Unfortunately, that's far from the case.
Despite some reassuring noises earlier this week, the Australian Cycling Federation still has not meet her request for a guarantee that, barring illness or injury, she will be permitted to contest the individual pursuit on the track as well as her two road events, the 104.4km race and the time trial. It doesn't seem an unreasonable ask.
Watt has the score on the board in a big way, having combined the two disciplines extremely successfully - and in difficult circumstances - in Barcelona four years ago, winning the road race and taking silver in the pursuit. She is certainly a more mature athlete now and according to scientific tests conducted as recently as this week, a more powerful one.
Sadly, this looks suspiciously like another chapter in an old, old Australian Olympic tradition, which decrees you can always be sure that one sport or another will find a way of shooting itself in the foot for reasons more to do with politics and personalities than talent and potential. Cycling has been guilty of it before, as recently as Seoul in 1988, when a messy selection dispute between Dean Woods and Tony Davis made sure that neither of them would win a medal they were probably both capable of delivering.
It is no wonder that alarm bells have been ringing in high places this week, with Australian Olympic Committee president John Coates and Australian Institute of Sport director John Boultbee taking an interest. Watt said yesterday they were both on her side, and that would come as no surprise given her status as one of the nation's most decorated athletes and main medal hopes.
She is reluctant to discuss her relationship with the highly successful national coach Charlie Walsh, but it is no secret the pair have been feuding since well before the Barcelona Games. There, she was not allowed to ride her track bike for four months before the Games. Then a dispute over who should and should not be on hand to advise her resulted in her being in tears half an hour before the qualifying events, making her eventual silver medal a remarkable feat of mental as well as physical strength.

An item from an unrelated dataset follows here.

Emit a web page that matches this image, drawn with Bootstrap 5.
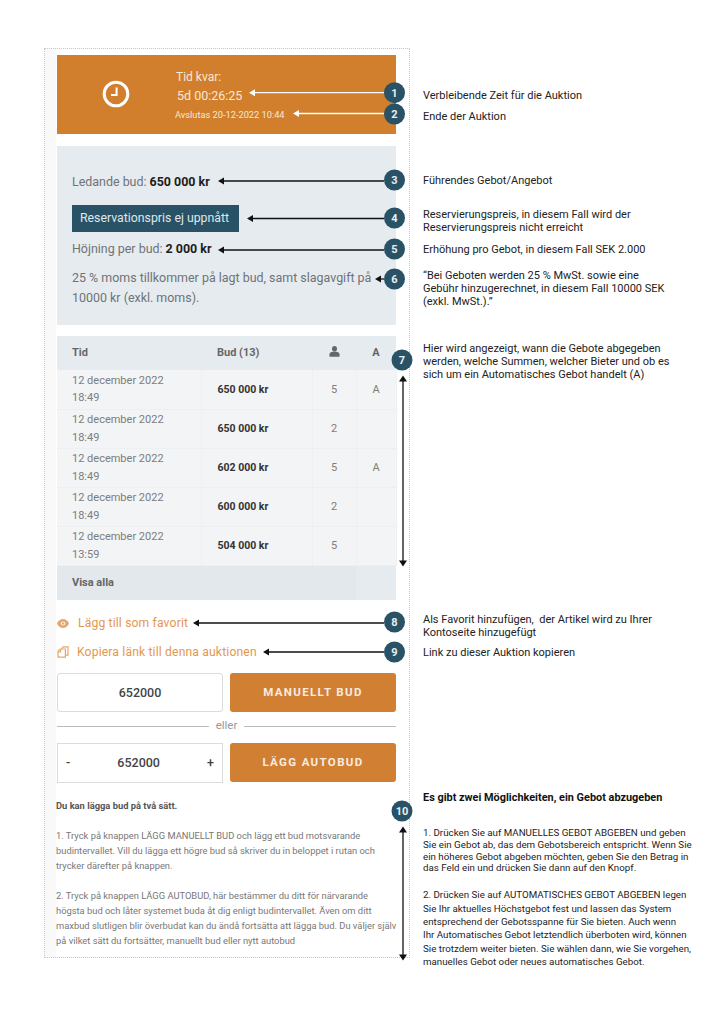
<!DOCTYPE html>
<html lang="sv">
<head>
<meta charset="utf-8">
<title>Auktion</title>
<link href="https://cdn.jsdelivr.net/npm/bootstrap@5.3.0/dist/css/bootstrap.min.css" rel="stylesheet">
<style>
html,body{background:#fff;margin:0}
body{font-family:Roboto,"Liberation Sans",sans-serif;color:#777;width:724px;height:1024px;overflow:hidden;position:relative}
.sheet{padding:48px 0 0 44px}
.panel{width:366px;height:910px;flex:none;border:1px dotted #c9c9c9;background:#f9f9f9}
.inner{margin-left:11px;height:100%;background:#fff;padding:6px 13px 0 1px}
.timer{height:79px;background:#d17f2c;color:#f7e7d6}
.clockcell{width:119px;flex:none;padding-left:45px;padding-bottom:1px}
.t1{font-size:12px;line-height:16px;margin-top:14px}
.t2{font-size:12.5px;line-height:20px;margin:1px 0 0 1px}
.t3{font-size:9.25px;line-height:14px;margin:2px 0 0 -1px}
.infobox{height:179px;margin-top:12px;background:#e6ebf0;padding:27px 15px 0;font-size:12.45px;color:#6f7375}
.infobox b{color:#1d1d1d}
.infobox p{margin:0}
.resbadge{display:inline-block;background:#2a5266;color:#dfe8ec;font-size:12.3px;line-height:27px;padding:0 8px;width:167px;margin:13px 0 8px;white-space:nowrap}
.vat{line-height:20px;margin-top:10px!important}
.bids{margin:11px 0 0;width:339px;table-layout:fixed;font-size:11px;--bs-table-bg:transparent;--bs-table-color:#7d7d7d}
.bids th,.bids td{padding:0;vertical-align:middle;border-bottom:1px solid #edf0f2;line-height:17.5px}
.bids thead th{height:34px;background:#e6ebf0;color:#666;font-weight:700;border:0}
.bids thead svg{display:block;margin:-4px auto 0}
.bids tbody td{height:39px;background:#f2f4f6;border-right:1px solid #edf0f2}
.bids td.who,.bids th.who,.bids td.auto,.bids th.auto{text-align:center}
.bids .first{padding-left:15px}
.bids .amt{padding-left:16px;color:#333;font-weight:700;font-size:10.5px}
.bids thead .amt{font-size:11px;color:#666}
.bids tfoot td{height:35px;background:#e3e8ed;border:0;color:#666;font-weight:700}
.bids tfoot td.endcap{background:#e6ebf0}
.favlink{display:flex;align-items:center;color:#e2984f;font-size:12.15px;line-height:18px;letter-spacing:.15px;text-decoration:none}
.fav1{margin-top:14px;gap:9px}
.fav2{margin-top:11px;gap:8px}
.bidrow{display:flex;gap:7px}
.bidinput{width:166px;height:39px;flex:none;border:1px solid #dcdcdc;border-radius:3px;text-align:center;font-size:12.5px;font-weight:500;color:#444;padding:0;box-shadow:none}
.bidbtn{width:166px;flex:none;height:39px;background:#d17f33;border:0;border-radius:3px;color:#f8ece0;font-size:11.5px;font-weight:700;letter-spacing:1.35px;padding:0}
.bidbtn:hover{background:#d17f33;color:#f8ece0}
.orline{display:flex;align-items:center;gap:7px;height:31px;padding-bottom:3px;color:#999;font-size:11.5px}
.orline i{flex:1;height:1px;background:#bbb}
.stepper{width:166px;height:40px;flex:none;border:1px solid #dcdcdc;justify-content:space-between;padding:0 8px;font-size:12.5px;font-weight:500;color:#444}
.helptext{font-size:9.35px;line-height:15px;color:#777;margin:15px -10px 0 -1px;white-space:nowrap}
.helptext b{color:#555}
.helptext p{margin:0 0 15px}
.notes{margin-left:13px;width:280px;font-size:11px;color:#222;line-height:13.3px}
.notes p{margin:0}
.n1{margin-top:41px!important}.n2{margin-top:8px!important}.n3{margin-top:50px!important}.n4{margin-top:21px!important}
.n5{margin-top:9px!important}.n6{margin-top:12px!important}.n7{margin-top:33px!important}.n8{margin-top:231px!important}
.n9{margin-top:7px!important}.n10{margin-top:132px!important;font-weight:700;font-size:10.9px;color:#111}
.n11{margin-top:22px!important;font-size:9.75px;line-height:11.9px}
.n12{margin-top:14px!important;font-size:9.75px;line-height:13.3px}
.overlay{position:absolute;left:0;top:0;width:724px;height:1024px;pointer-events:none}
.overlay text{font-family:Roboto,"Liberation Sans",sans-serif;font-size:11px;font-weight:700;fill:#e8eff2;text-anchor:middle}
</style>
</head>
<body>
<div class="sheet d-flex">
  <div class="panel">
    <div class="inner">
      <div class="timer d-flex">
        <div class="clockcell d-flex align-items-center">
          <svg width="28" height="28" viewBox="0 0 28 28"><circle cx="14" cy="14" r="11.8" fill="none" stroke="#fff" stroke-width="3"/><path d="M14.6 7.5V15H9" fill="none" stroke="#fff" stroke-width="2"/></svg>
        </div>
        <div>
          <div class="t1">Tid kvar:</div>
          <div class="t2">5d 00:26:25</div>
          <div class="t3">Avslutas 20-12-2022 10:44</div>
        </div>
      </div>
      <div class="infobox">
        <p>Ledande bud: <b>650 000 kr</b></p>
        <span class="resbadge">Reservationspris ej uppnått</span>
        <p>Höjning per bud: <b>2 000 kr</b></p>
        <p class="vat">25 % moms tillkommer på lagt bud, samt slagavgift på<br>10000 kr (exkl. moms).</p>
      </div>
      <table class="table bids">
        <colgroup><col style="width:144px"><col style="width:111px"><col style="width:44px"><col style="width:40px"></colgroup>
        <thead>
          <tr><th class="first">Tid</th><th class="amt">Bud (13)</th><th class="who"><svg width="11" height="11" viewBox="0 0 11 11"><ellipse cx="5.5" cy="2.8" rx="2.5" ry="2.8" fill="#666"/><path d="M.5 10.8V8.200C.5 6.800 2 6.200 3.800 5.800h3.400C9 6.200 10.500 6.800 10.500 8.200v2.600z" fill="#666"/></svg></th><th class="auto">A</th></tr>
        </thead>
        <tbody>
          <tr><td class="first">12 december 2022<br>18:49</td><td class="amt">650 000 kr</td><td class="who">5</td><td class="auto">A</td></tr>
          <tr><td class="first">12 december 2022<br>18:49</td><td class="amt">650 000 kr</td><td class="who">2</td><td class="auto"></td></tr>
          <tr><td class="first">12 december 2022<br>18:49</td><td class="amt">602 000 kr</td><td class="who">5</td><td class="auto">A</td></tr>
          <tr><td class="first">12 december 2022<br>18:49</td><td class="amt">600 000 kr</td><td class="who">2</td><td class="auto"></td></tr>
          <tr><td class="first">12 december 2022<br>13:59</td><td class="amt">504 000 kr</td><td class="who">5</td><td class="auto"></td></tr>
        </tbody>
        <tfoot><tr><td class="first" colspan="3">Visa alla</td><td class="endcap"></td></tr></tfoot>
      </table>
      <a class="favlink fav1" href="#">
        <svg width="12" height="9" viewBox="0 0 12 9"><path d="M6 0C3.400 0 1.200 1.700 0 4.500 1.200 7.300 3.400 9 6 9s4.800-1.700 6-4.500C10.800 1.700 8.600 0 6 0z" fill="#e6a76c"/><circle cx="6" cy="4.500" r="2.100" fill="#fff"/><circle cx="6" cy="4.500" r="1.200" fill="#e6a76c"/></svg>
        <span>Lägg till som favorit</span>
      </a>
      <a class="favlink fav2" href="#">
        <svg width="12" height="12" viewBox="0 0 12 12" fill="none" stroke="#e6a76c" stroke-width="1.200"><path d="M4.500 3 6 .8h5v8.400H8.400"/><path d="M1 5 3.500 3H8.400v8.200H1z"/><path d="M3.500 3.200V6H1"/></svg>
        <span>Kopiera länk till denna auktionen</span>
      </a>
      <div class="bidrow mt-2 pt-1">
        <input class="form-control bidinput" type="text" value="652000" aria-label="Manuellt bud">
        <button class="btn bidbtn" type="button">MANUELLT BUD</button>
      </div>
      <div class="orline"><i></i><span>eller</span><i></i></div>
      <div class="bidrow">
        <div class="stepper d-flex align-items-center"><span>-</span><span>652000</span><span>+</span></div>
        <button class="btn bidbtn" type="button">LÄGG AUTOBUD</button>
      </div>
      <div class="helptext">
        <p><b>Du kan lägga bud på två sätt.</b></p>
        <p>1. Tryck på knappen LÄGG MANUELLT BUD och lägg ett bud motsvarande<br>budintervallet. Vill du lägga ett högre bud så skriver du in beloppet i rutan och<br>trycker därefter på knappen.</p>
        <p>2. Tryck på knappen LÄGG AUTOBUD, här bestämmer du ditt för närvarande<br>högsta bud och låter systemet buda åt dig enligt budintervallet. Även om ditt<br>maxbud slutligen blir överbudat kan du ändå fortsätta att lägga bud. Du väljer själv<br>på vilket sätt du fortsätter, manuellt bud eller nytt autobud</p>
      </div>
    </div>
  </div>
  <div class="notes">
    <p class="n1">Verbleibende Zeit für die Auktion</p>
    <p class="n2">Ende der Auktion</p>
    <p class="n3">Führendes Gebot/Angebot</p>
    <p class="n4">Reservierungspreis, in diesem Fall wird der<br>Reservierungspreis nicht erreicht</p>
    <p class="n5">Erhöhung pro Gebot, in diesem Fall SEK 2.000</p>
    <p class="n6">“Bei Geboten werden 25 % MwSt. sowie eine<br>Gebühr hinzugerechnet, in diesem Fall 10000 SEK<br>(exkl. MwSt.).”</p>
    <p class="n7">Hier wird angezeigt, wann die Gebote abgegeben<br>werden, welche Summen, welcher Bieter und ob es<br>sich um ein Automatisches Gebot handelt (A)</p>
    <p class="n8">Als Favorit hinzufügen,&nbsp; der Artikel wird zu Ihrer<br>Kontoseite hinzugefügt</p>
    <p class="n9">Link zu dieser Auktion kopieren</p>
    <p class="n10">Es gibt zwei Möglichkeiten, ein Gebot abzugeben</p>
    <p class="n11">1. Drücken Sie auf MANUELLES GEBOT ABGEBEN und geben<br>Sie ein Gebot ab, das dem Gebotsbereich entspricht. Wenn Sie<br>ein höheres Gebot abgeben möchten, geben Sie den Betrag in<br>das Feld ein und drücken Sie dann auf den Knopf.</p>
    <p class="n12">2. Drücken Sie auf AUTOMATISCHES GEBOT ABGEBEN legen<br>Sie Ihr aktuelles Höchstgebot fest und lassen das System<br>entsprechend der Gebotsspanne für Sie bieten. Auch wenn<br>Ihr Automatisches Gebot letztendlich überboten wird, können<br>Sie trotzdem weiter bieten. Sie wählen dann, wie Sie vorgehen,<br>manuelles Gebot oder neues automatisches Gebot.</p>
  </div>
</div>
<svg class="overlay" viewBox="0 0 724 1024">
  <g stroke="#fff" stroke-width="1.300" fill="#fff">
    <path d="M384 92.700H252"/><path d="M249 92.700l6-3.500v7z" stroke="none"/>
    <path d="M384 113.500H296"/><path d="M293 113.500l6-3.500v7z" stroke="none"/>
  </g>
  <g stroke="#111" stroke-width="1.300" fill="#111">
    <path d="M384 181H221"/><path d="M218 181l6-3.500v7z" stroke="none"/>
    <path d="M384 218.500H250"/><path d="M247 218.500l6-3.500v7z" stroke="none"/>
    <path d="M384 250H221"/><path d="M218 250l6-3.500v7z" stroke="none"/>
    <path d="M384 279H378"/><path d="M375 279l6-3.500v7z" stroke="none"/>
    <path d="M384 623H196"/><path d="M193 623l6-3.500v7z" stroke="none"/>
    <path d="M384 652H266"/><path d="M263 652l6-3.500v7z" stroke="none"/>
    <path d="M403 378V564"/><path d="M403 375.500l-4 6h8z M403 566.500l-4-6h8z" stroke="none"/>
    <path d="M403 829V958"/><path d="M403 826.500l-4 6h8z M403 960.500l-4-6h8z" stroke="none"/>
  </g>
  <g fill="#2a5266">
    <circle cx="394.500" cy="92.700" r="10.500"/><circle cx="394.500" cy="114" r="10.500"/><circle cx="394.500" cy="180" r="10.500"/>
    <circle cx="394.500" cy="218" r="10.500"/><circle cx="394.500" cy="249" r="10.500"/><circle cx="394.500" cy="279" r="10.500"/>
    <circle cx="402" cy="360" r="10.500"/><circle cx="394.500" cy="622" r="10.500"/><circle cx="394.500" cy="652" r="10.500"/><circle cx="402" cy="811" r="10.500"/>
  </g>
  <text x="394.500" y="96.700">1</text><text x="394.500" y="118">2</text><text x="394.500" y="184">3</text>
  <text x="394.500" y="222">4</text><text x="394.500" y="253">5</text><text x="394.500" y="283">6</text>
  <text x="402" y="364">7</text><text x="394.500" y="626">8</text><text x="394.500" y="656">9</text><text x="402" y="815">10</text>
</svg>
<script src="https://cdn.jsdelivr.net/npm/bootstrap@5.3.0/dist/js/bootstrap.bundle.min.js"></script>
</body>
</html>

Walsh was in Germany this week, but the manager of the cycling team for Atlanta, former Olympic gold medallist Michael Turtur, said that the official view was that Watt was trying to do too much this time. He claims that no other cyclist in the world will attempt to cross between the two disciplines at Olympic level and points to Watt's performances at the world championships in Colombia last October, where she finished eighth in the pursuit, 10th in the road race and third in the time trial. However, Watt was injured for seven moths during the lead-up to those titles.
She has no doubt she can handle the massive workload she has set herself, saying: "The preparation goes hand in hand. I just laugh when people say you can't do three events. The program for the first two is the same as it was in Barcelona."
She is careful not to nominate which event she believes is her best hope of another gold medal, or to predict anything. This is the Olympics, after all, where everyone wants to win and many burst through from nowhere - and she ought to know about that.
What is indisputable is that the row is unhelpful to her or to the extremely high hopes of Australian cycling in general - one top rider said this week that it was distracting everybody - and ought to be settled immediately.
Nobody will know for sure exactly what the rights and wrongs are until the Olympics are run and won and lost. That may prove that Watt is indeed, taking on too much - but it is difficult to accept that she hasn't earned the right to try.